FY 2026-27 Tax Slabs (Unchanged From FY 2025-26)
| New regime (default) | Rate | Old regime (optional) | Rate |
|---|---|---|---|
| Up to ₹4,00,000 | 0% | Up to ₹2,50,000 | 0% |
| ₹4L – ₹8L | 5% | ₹2.5L – ₹5L | 5% |
| ₹8L – ₹12L | 10% | ₹5L – ₹10L | 20% |
| ₹12L – ₹16L | 15% | Above ₹10L | 30% |
| ₹16L – ₹20L | 20% | Plus deductions: 80C (₹1.5L), 80D, HRA, home-loan interest (₹2L), NPS, LTA… | |
| ₹20L – ₹24L | 25% | ||
| Above ₹24L | 30% | ||
Add 4% health & education cess to the computed tax in both regimes. Surcharge applies above ₹50 lakh (10%), ₹1 crore (15%) and ₹2 crore (25% — the new regime's cap; the old regime's top surcharge is 37% above ₹5 crore).
Why "Zero Tax up to ₹12 Lakh" — and Its Catch
The new regime's §87A rebate wipes out up to ₹60,000 of tax when your taxable income is ₹12 lakh or less. With the ₹75,000 standard deduction, a salary of ₹12.75 lakh produces exactly ₹12 lakh taxable — so tax is zero. Two catches:
- The cliff is softened by marginal relief. At ₹12.1 lakh taxable income, slab tax is ₹61,500 — but marginal relief caps it at ₹10,000 (the amount above ₹12L). The full slab tax applies only once income is high enough that relief stops helping (around ₹12.75L taxable).
- The rebate doesn't cover special-rate income such as short-term equity gains (20%) or long-term capital gains — you pay tax on those even below ₹12 lakh.

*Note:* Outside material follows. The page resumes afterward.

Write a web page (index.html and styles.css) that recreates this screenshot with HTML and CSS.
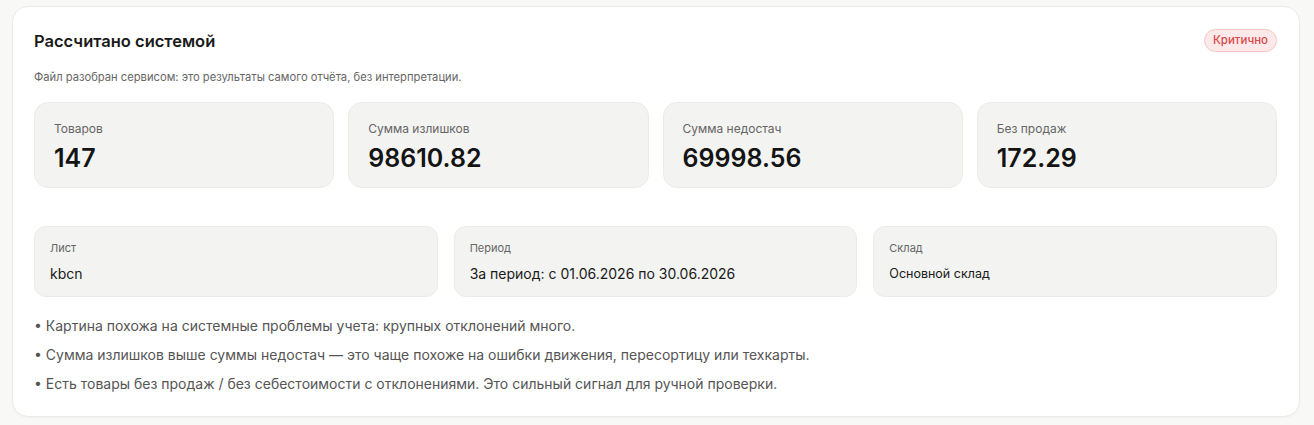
FILE: index.html
```html
<!DOCTYPE html>
<html lang="ru">

<head>
    <meta charset="UTF-8">
    <meta name="viewport" content="width=device-width, initial-scale=1.0">
    <title>Рассчитано системой</title>
    <link rel="stylesheet" href="styles.css">
</head>

<body>
    <div class="page">
        <section class="report">
            <div class="report-head">
                <h2>Рассчитано системой</h2>
                <span class="badge">Критично</span>
            </div>
            <p class="report-note">Файл разобран сервисом: это результаты самого отчёта, без интерпретации.</p>

            <!-- Основные показатели -->
            <div class="stats">
                <div class="stat">
                    <div class="stat-label">Товаров</div>
                    <div class="stat-value">147</div>
                </div>
                <div class="stat">
                    <div class="stat-label">Сумма излишков</div>
                    <div class="stat-value">98610.82</div>
                </div>
                <div class="stat">
                    <div class="stat-label">Сумма недостач</div>
                    <div class="stat-value">69998.56</div>
                </div>
                <div class="stat">
                    <div class="stat-label">Без продаж</div>
                    <div class="stat-value">172.29</div>
                </div>
            </div>

            <!-- Данные файла -->
            <div class="meta">
                <div class="meta-item">
                    <div class="meta-label">Лист</div>
                    <div class="meta-value">kbcn</div>
                </div>
                <div class="meta-item">
                    <div class="meta-label">Период</div>
                    <div class="meta-value">За период: с 01.06.2026 по 30.06.2026</div>
                </div>
                <div class="meta-item">
                    <div class="meta-label">Склад</div>
                    <div class="meta-value small">Основной склад</div>
                </div>
            </div>

            <div class="notes">
                <p>• Картина похожа на системные проблемы учета: крупных отклонений много.</p>
                <p>• Сумма излишков выше суммы недостач — это чаще похоже на ошибки движения, пересортицу или техкарты.</p>
                <p>• Есть товары без продаж / без себестоимости с отклонениями. Это сильный сигнал для ручной проверки.</p>
            </div>
        </section>
    </div>
</body>

</html>
```

FILE: styles.css
```css
body {
    font-family: Inter, "Noto Sans", Arial, sans-serif;
    margin: 0;
    padding: 0;
    background-color: #f8f8f6;
    color: #1a1a1a;
}

.page {
    padding: 6px 14px 10px 12px;
}

.report {
    background-color: #fff;
    border: 1px solid #ebebe7;
    border-radius: 16px;
    padding: 22px 22px 22px 21px;
    box-shadow: 0 1px 2px rgba(0, 0, 0, 0.03);
}

.report-head {
    display: flex;
    justify-content: space-between;
    align-items: center;
    height: 23px;
}

.report-head h2 {
    margin: 0;
    font-size: 16.5px;
    font-weight: 600;
    color: #1a1a1a;
}

.badge {
    font-size: 11.5px;
    font-weight: 500;
    color: #d84a4a;
    background-color: #fde9e9;
    border: 1px solid #f5c6c6;
    border-radius: 12px;
    padding: 3px 8px;
    line-height: 15px;
}

.report-note {
    margin: 17px 0 17px;
    font-size: 11.2px;
    line-height: 16px;
    color: #666;
}

.stats {
    display: grid;
    grid-template-columns: repeat(4, 1fr);
    gap: 14px;
}

.stat {
    background-color: #f3f3f1;
    border: 1px solid #ebebe8;
    border-radius: 14px;
    padding: 18px 19px 14px;
}

.stat-label {
    font-size: 12px;
    line-height: 16px;
    color: #666;
}

.stat-value {
    margin-top: 6px;
    font-size: 25px;
    line-height: 30px;
    font-weight: 600;
    color: #141414;
}

.meta {
    display: grid;
    grid-template-columns: repeat(3, 1fr);
    gap: 16px;
    margin-top: 38px;
}

.meta-item {
    background-color: #f3f3f1;
    border: 1px solid #ebebe8;
    border-radius: 12px;
    padding: 13px 15px 12px;
}

.meta-label {
    font-size: 11px;
    line-height: 16px;
    color: #666;
}

.meta-value {
    margin-top: 8px;
    font-size: 14px;
    line-height: 20px;
    color: #1a1a1a;
}

.meta-value.small {
    font-size: 12.5px;
}

.notes {
    margin-top: 19px;
}

.notes p {
    margin: 0 0 9px;
    font-size: 14px;
    line-height: 20px;
    color: #555;
}

.notes p:last-child {
    margin-bottom: 0;
}
```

New vs Old: The Break-Even Rule of Thumb
The old regime only wins if your total deductions (80C + 80D + HRA exemption + home-loan interest + NPS…) are large relative to income. Quick reference for salaried taxpayers:
| Gross salary | Old regime wins if deductions exceed ≈ |
|---|---|
| ₹10 lakh | Old regime can't win — new regime tax is already ₹0 |
| ₹12.75 lakh | Old regime can't win — new regime tax is ₹0 |
| ₹16 lakh | ≈ ₹5.7 lakh of deductions |
| ₹20 lakh | ≈ ₹7.1 lakh of deductions |
| ₹30 lakh | ≈ ₹8 lakh of deductions |
Few people clear those bars without substantial HRA plus a home loan. That's why the new regime is now the default — and the better choice for most salaried taxpayers. Run your own numbers above rather than assuming, though: a Mumbai renter with ₹3L HRA exemption, ₹1.5L of 80C and ₹2L home-loan interest can still beat the new regime.